• **INSTRUCTIONS TO FOLLOW**: Where a line contains the word "Tailwind", copy that line in full.
┏━━
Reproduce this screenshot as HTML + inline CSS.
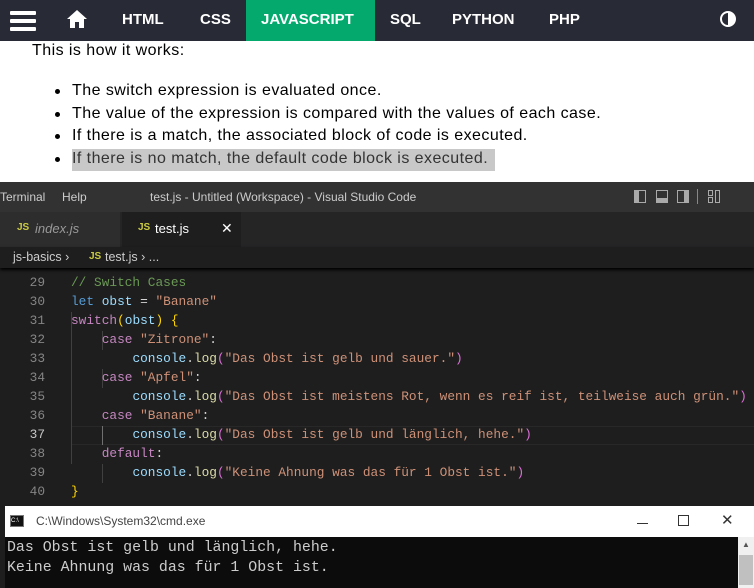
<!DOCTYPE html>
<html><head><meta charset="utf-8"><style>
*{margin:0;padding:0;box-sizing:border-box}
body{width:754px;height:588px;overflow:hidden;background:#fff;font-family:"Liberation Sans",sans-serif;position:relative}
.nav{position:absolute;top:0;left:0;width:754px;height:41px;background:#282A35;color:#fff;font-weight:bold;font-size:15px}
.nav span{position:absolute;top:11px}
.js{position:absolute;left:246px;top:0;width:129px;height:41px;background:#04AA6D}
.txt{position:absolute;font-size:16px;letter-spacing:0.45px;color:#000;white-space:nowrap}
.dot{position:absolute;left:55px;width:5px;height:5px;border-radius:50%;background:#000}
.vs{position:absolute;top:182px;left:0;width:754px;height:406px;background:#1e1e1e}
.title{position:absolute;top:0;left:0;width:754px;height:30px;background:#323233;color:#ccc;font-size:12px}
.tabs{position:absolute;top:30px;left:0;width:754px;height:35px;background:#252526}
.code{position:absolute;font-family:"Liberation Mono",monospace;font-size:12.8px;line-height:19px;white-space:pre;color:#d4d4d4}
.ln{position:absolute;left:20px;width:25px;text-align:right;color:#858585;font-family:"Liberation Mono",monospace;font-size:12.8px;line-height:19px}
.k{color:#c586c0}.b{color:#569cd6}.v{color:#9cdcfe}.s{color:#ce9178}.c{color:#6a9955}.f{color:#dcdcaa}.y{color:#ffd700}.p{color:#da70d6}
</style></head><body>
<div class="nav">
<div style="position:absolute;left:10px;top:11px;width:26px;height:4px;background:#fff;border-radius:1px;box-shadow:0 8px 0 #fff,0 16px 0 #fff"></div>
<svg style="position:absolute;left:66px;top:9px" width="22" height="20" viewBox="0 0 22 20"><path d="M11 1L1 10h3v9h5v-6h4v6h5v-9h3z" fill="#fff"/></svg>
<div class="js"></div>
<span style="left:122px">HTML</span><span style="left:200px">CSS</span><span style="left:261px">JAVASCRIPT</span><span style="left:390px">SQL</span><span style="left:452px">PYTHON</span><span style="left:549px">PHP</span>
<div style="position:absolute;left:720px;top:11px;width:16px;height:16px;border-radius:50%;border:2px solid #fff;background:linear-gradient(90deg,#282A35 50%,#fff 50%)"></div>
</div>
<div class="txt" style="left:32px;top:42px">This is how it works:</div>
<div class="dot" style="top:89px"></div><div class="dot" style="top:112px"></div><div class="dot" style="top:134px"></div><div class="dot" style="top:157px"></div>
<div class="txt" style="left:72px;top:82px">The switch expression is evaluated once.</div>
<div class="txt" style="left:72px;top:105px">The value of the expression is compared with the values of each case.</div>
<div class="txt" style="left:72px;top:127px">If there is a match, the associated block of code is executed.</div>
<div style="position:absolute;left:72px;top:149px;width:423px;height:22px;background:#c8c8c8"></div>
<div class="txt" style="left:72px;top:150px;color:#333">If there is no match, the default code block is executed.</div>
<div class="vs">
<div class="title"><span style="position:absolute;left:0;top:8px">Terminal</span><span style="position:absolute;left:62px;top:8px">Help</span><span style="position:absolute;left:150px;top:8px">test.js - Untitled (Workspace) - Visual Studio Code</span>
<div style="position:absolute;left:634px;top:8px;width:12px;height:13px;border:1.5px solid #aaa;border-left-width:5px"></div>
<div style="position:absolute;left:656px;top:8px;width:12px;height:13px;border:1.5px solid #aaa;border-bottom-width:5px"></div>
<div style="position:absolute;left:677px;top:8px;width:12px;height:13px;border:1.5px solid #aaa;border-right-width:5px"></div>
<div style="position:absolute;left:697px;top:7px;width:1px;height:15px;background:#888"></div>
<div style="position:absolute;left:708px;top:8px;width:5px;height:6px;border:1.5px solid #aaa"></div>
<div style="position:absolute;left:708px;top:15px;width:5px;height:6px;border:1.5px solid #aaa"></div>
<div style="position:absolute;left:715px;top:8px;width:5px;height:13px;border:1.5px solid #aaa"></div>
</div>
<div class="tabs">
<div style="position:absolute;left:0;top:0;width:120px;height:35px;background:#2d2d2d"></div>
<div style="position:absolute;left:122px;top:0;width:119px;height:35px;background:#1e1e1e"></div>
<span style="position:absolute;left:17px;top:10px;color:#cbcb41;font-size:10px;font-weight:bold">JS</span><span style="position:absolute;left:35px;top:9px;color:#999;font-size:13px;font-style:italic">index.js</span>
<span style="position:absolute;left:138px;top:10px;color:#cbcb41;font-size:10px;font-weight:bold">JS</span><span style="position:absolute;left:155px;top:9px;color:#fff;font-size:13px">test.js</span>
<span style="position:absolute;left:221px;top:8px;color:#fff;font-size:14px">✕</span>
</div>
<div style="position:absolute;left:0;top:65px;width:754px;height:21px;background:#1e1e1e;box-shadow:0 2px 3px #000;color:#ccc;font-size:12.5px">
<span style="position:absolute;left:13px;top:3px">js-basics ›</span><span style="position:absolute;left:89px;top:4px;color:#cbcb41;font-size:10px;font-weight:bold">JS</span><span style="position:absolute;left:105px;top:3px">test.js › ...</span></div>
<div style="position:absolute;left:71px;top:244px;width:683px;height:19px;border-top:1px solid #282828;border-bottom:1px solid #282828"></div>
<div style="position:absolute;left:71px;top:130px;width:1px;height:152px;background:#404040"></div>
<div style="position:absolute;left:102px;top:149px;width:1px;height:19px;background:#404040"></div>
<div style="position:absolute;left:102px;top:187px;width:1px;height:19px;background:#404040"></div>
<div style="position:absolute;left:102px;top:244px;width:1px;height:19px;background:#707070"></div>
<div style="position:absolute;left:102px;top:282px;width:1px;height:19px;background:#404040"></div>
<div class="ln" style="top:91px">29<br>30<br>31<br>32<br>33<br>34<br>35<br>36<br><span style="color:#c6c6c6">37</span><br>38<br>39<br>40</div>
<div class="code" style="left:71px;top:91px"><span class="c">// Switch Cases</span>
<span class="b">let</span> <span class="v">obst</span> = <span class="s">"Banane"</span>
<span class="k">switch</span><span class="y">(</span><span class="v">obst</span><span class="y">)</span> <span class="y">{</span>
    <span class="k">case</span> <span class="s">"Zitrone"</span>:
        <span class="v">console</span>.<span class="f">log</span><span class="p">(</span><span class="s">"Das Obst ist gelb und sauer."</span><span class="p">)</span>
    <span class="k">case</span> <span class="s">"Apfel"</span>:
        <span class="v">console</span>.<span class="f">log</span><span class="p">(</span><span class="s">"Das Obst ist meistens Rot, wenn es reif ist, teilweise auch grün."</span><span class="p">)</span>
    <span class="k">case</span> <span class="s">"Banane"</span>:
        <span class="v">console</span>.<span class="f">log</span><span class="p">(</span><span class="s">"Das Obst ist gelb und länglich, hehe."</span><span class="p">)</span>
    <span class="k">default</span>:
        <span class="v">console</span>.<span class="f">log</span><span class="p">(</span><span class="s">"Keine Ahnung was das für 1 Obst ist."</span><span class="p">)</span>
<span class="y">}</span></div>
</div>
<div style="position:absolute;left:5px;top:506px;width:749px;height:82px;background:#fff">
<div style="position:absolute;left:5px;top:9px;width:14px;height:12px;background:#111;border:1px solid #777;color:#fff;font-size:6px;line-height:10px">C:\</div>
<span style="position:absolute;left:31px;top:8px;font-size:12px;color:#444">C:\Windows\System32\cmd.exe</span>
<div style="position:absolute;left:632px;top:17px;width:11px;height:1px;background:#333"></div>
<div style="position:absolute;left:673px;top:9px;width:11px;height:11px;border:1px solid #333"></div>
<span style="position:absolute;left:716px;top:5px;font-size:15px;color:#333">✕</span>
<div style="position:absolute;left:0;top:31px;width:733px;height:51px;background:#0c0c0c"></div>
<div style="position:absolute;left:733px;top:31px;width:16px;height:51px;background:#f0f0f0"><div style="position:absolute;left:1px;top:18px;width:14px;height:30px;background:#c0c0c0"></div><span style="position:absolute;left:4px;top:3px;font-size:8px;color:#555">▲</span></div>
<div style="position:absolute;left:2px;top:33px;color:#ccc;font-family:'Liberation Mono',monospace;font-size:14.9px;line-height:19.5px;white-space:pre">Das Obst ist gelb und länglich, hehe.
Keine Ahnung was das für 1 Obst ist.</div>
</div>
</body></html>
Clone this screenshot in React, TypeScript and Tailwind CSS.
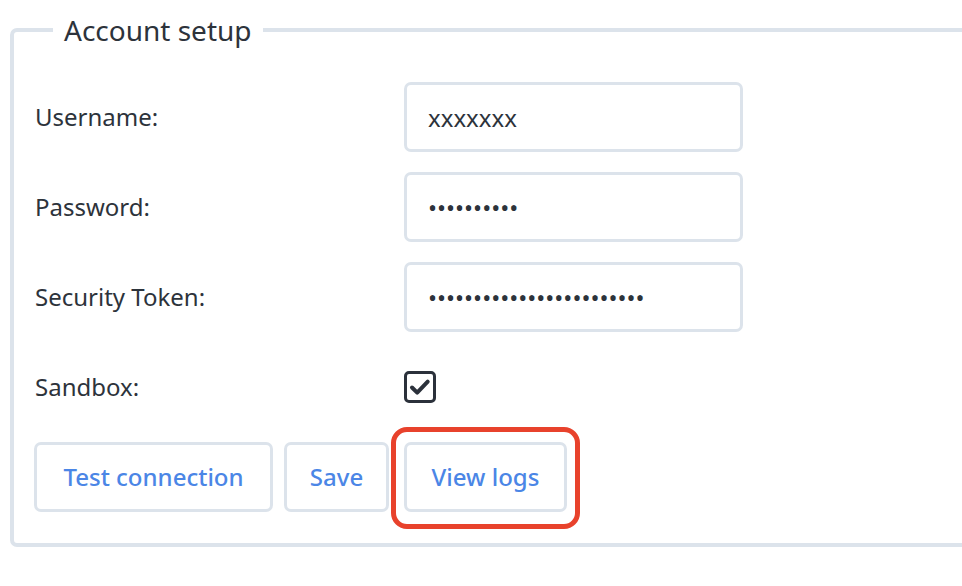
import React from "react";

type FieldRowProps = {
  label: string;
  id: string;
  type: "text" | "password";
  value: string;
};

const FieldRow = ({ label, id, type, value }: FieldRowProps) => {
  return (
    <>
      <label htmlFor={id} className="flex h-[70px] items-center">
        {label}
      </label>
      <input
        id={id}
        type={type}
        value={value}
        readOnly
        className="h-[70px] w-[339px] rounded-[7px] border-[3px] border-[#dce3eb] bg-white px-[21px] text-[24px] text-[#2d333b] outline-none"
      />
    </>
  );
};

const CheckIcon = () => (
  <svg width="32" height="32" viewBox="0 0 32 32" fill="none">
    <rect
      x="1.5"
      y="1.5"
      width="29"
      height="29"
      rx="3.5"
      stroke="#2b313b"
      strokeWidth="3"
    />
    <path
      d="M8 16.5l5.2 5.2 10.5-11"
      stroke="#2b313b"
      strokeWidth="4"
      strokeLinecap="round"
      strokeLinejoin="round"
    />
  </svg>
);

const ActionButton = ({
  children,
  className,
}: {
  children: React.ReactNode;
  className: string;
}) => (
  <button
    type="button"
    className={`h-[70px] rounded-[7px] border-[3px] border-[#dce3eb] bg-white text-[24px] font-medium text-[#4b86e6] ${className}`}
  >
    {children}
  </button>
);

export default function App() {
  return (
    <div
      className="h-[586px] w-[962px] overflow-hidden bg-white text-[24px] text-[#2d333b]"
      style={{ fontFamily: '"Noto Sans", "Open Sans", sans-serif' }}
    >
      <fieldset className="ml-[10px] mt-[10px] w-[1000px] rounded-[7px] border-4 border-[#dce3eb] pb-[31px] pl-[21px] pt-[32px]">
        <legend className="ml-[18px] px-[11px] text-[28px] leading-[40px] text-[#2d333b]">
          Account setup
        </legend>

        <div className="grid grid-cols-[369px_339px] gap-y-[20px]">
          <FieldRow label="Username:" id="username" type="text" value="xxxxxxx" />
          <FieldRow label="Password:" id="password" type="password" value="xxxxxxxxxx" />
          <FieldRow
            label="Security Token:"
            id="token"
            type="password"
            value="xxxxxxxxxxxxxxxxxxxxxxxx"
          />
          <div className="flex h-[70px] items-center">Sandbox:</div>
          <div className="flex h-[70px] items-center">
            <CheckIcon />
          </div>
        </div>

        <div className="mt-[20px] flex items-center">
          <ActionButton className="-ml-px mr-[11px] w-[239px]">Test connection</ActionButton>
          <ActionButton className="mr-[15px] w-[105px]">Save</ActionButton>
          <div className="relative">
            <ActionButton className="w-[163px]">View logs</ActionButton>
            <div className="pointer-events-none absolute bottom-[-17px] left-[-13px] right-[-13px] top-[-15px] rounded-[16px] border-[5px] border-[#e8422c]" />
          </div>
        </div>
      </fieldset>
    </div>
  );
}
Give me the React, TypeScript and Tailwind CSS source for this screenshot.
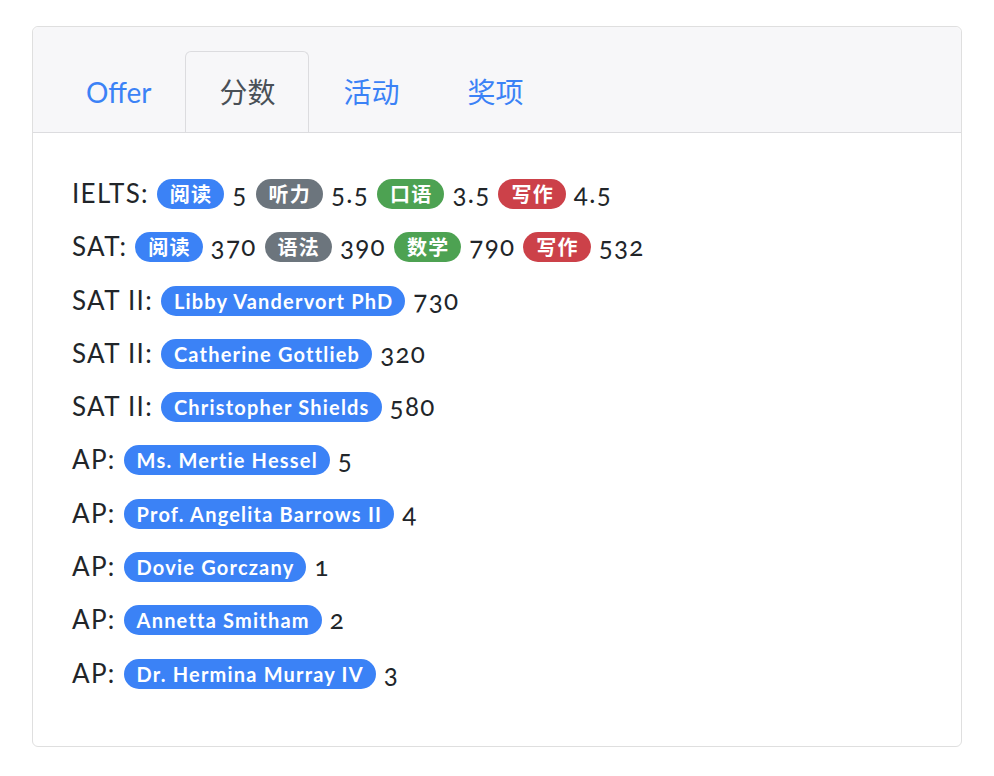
┗━━
• **TASK RESULT**:
Clone this screenshot in React, TypeScript and Tailwind CSS.
Give me the React, TypeScript and Tailwind CSS source for this screenshot.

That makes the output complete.